Extremis Technology is unique in that it explores opportunities in both the private sector and in humanitarian aid. It is close to securing a large scale order in the US, and the company is also pursuing opportunities in the Middle East, the Caribbean and South America. Julia plans to use that liquidity to enhance the company’s research and development, and humanitarian work.

Perhaps cynically, Julia says, the opportunity to export was seen in the sheer volume of the market of those who have been displaced.

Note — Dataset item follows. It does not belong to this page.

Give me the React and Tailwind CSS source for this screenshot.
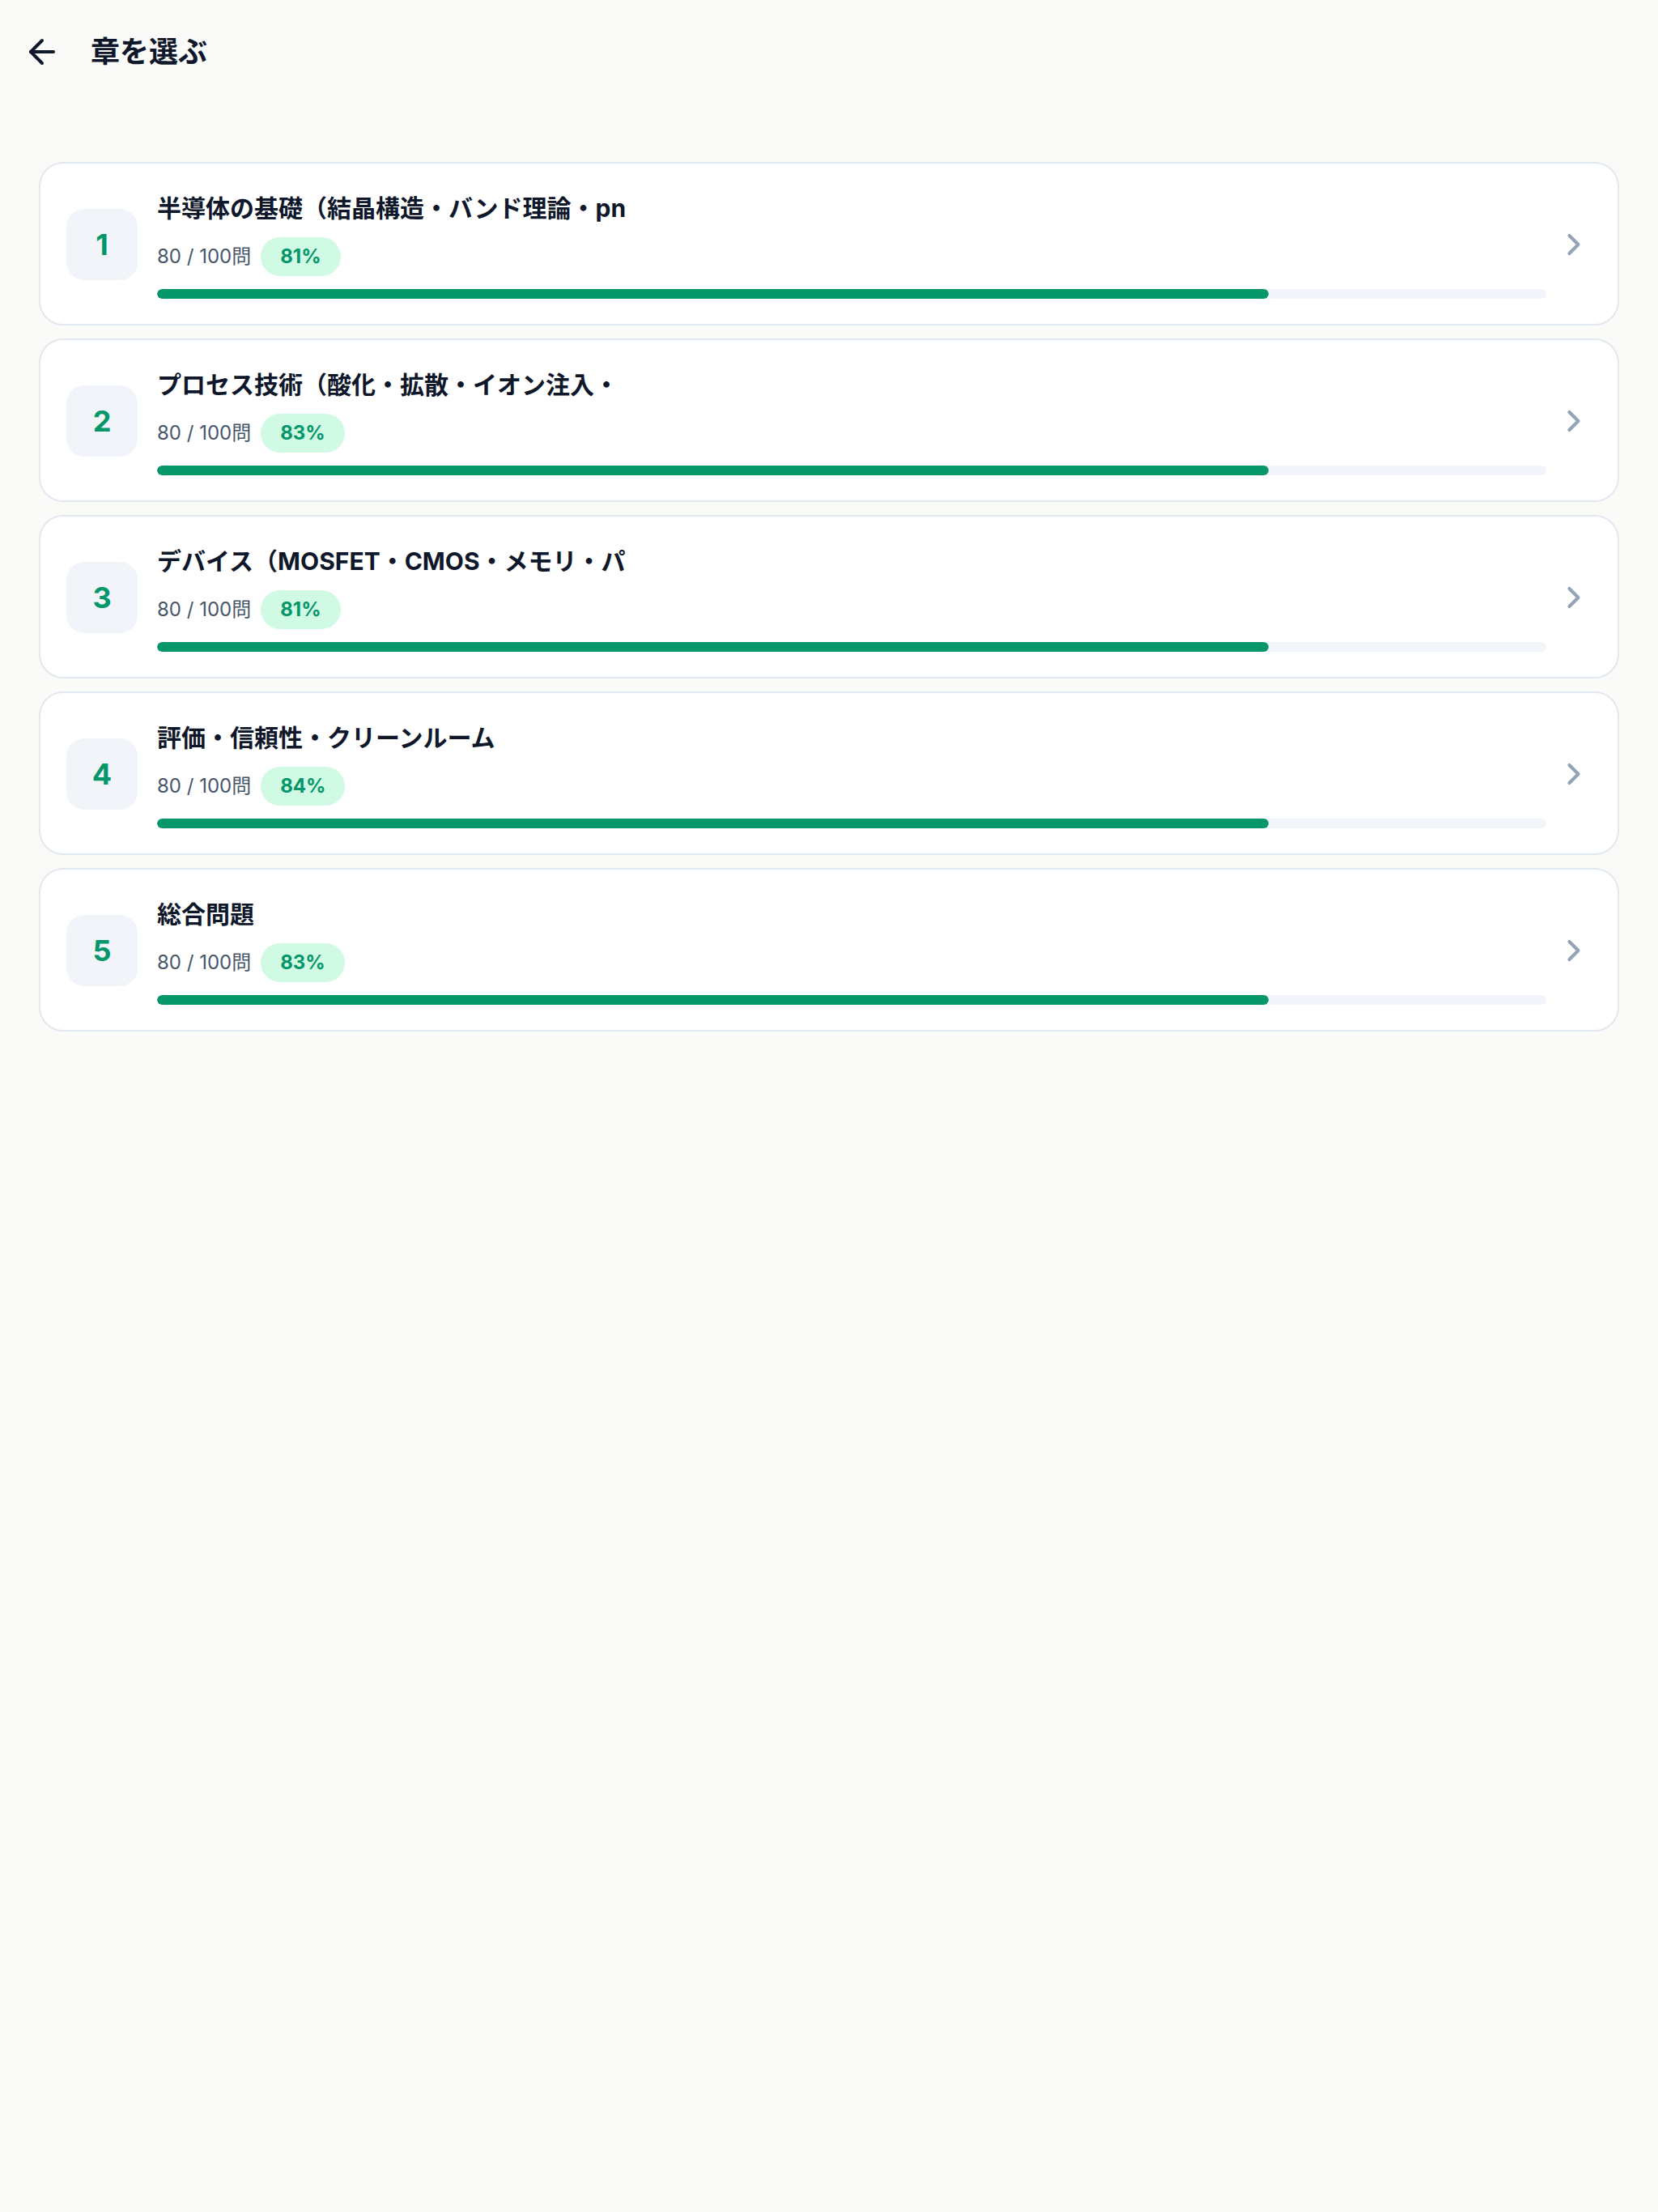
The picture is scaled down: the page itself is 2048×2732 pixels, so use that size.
import { ArrowLeft, ChevronRight } from "lucide-react";

const chapters = [
  { no: 1, title: "半導体の基礎（結晶構造・バンド理論・pn", done: 80, total: 100, rate: 81 },
  { no: 2, title: "プロセス技術（酸化・拡散・イオン注入・", done: 80, total: 100, rate: 83 },
  { no: 3, title: "デバイス（MOSFET・CMOS・メモリ・パ", done: 80, total: 100, rate: 81 },
  { no: 4, title: "評価・信頼性・クリーンルーム", done: 80, total: 100, rate: 84 },
  { no: 5, title: "総合問題", done: 80, total: 100, rate: 83 },
];

function ChapterCard({ chapter }) {
  const progress = (chapter.done / chapter.total) * 100;

  return (
    <button className="w-full h-[202px] flex items-center bg-white border-2 border-[#e2e8f0] rounded-[30px] px-[32px] pt-[33px] pb-[31px] text-left">
      <div className="w-[88px] h-[88px] shrink-0 rounded-[22px] bg-[#f1f5f9] flex items-center justify-center text-[36px] font-bold text-[#059669]">
        {chapter.no}
      </div>

      <div className="flex-1 min-w-0 ml-[24px] flex flex-col">
        <div className="h-[44px] leading-[44px] text-[30px] font-bold text-[#0f172a] whitespace-nowrap overflow-hidden">
          {chapter.title}
        </div>
        <div className="mt-[14px] h-[48px] flex items-center gap-[12px]">
          <span className="text-[24px] text-[#475569]">
            {chapter.done} / {chapter.total}問
          </span>
          <span className="h-[48px] px-[24px] rounded-full bg-[#d1fae5] text-[24px] font-bold text-[#059669] flex items-center">
            {chapter.rate}%
          </span>
        </div>
        <div className="mt-[16px] h-[12px] rounded-full bg-[#f1f5f9] overflow-hidden">
          <div className="h-full rounded-full bg-[#059669]" style={{ width: `${progress}%` }} />
        </div>
      </div>

      <ChevronRight size={44} strokeWidth={2.25} className="shrink-0 ml-[12px] text-[#94a3b8]" />
    </button>
  );
}

export default function App() {
  return (
    <div
      className="w-[2048px] min-h-[2732px] bg-[#fafaf9]"
      style={{ fontFamily: 'Inter, "Noto Sans CJK JP", sans-serif' }}
    >
      <header className="h-[128px] flex items-center pl-[28px]">
        <button className="w-[48px] h-[48px] flex items-center justify-center text-[#0f172a]">
          <ArrowLeft size={48} strokeWidth={2} />
        </button>
        <h1 className="ml-[36px] text-[36px] font-bold text-[#0f172a]">章を選ぶ</h1>
      </header>

      <main className="px-[48px] pt-[72px] flex flex-col gap-[16px]">
        {chapters.map((c) => (
          <ChapterCard key={c.no} chapter={c} />
        ))}
      </main>
    </div>
  );
}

She is one of a handful of entrepreneurs which the CBI thinks can help to grow Britain’s start-up community into an international force.
 
John Cridland, CBI director general, says companies need to look beyond the BRICs, with CBI members increasingly talking about markets such as Colombia or Ethiopia. He says that if a business has the right strategy and an authentic product to sell, the sky’s the limit.

Longer term, Julia is looking at a licencing model. “That’s a very easy way for us to make a clean profit,” she says.

But she stresses that the company isn't just about revenues: “We want to be able to measure our impact where we are deployed, and if we can license our production overseas... Then we stimulate businesses and economies there.”

For Andy at Pentland Brands, the number-one growth area in 2014 is China, which was the company’s fifth-biggest market last year, he says. “So our vision has to be: when will china be our number one market?”

He is exploring opportunities in sub-Saharan Africa, a region with some of the fastest-growing economies in the world, and an emerging middle class. “They’re very into sports and fashion,” Andy says.

Not that it has been easy. Often developed infrastructure to support retail growth is lacking. Entrepreneurs who hope to carve out a slice of international markets can expect further problems.

Pentland Brands works overseas through partners, but it can be difficult to find people who share the same vision. “Making sure that we’ve got people on the ground who understand our business, working with our international partners [is important] – you cannot do it by remote control,” Andy says.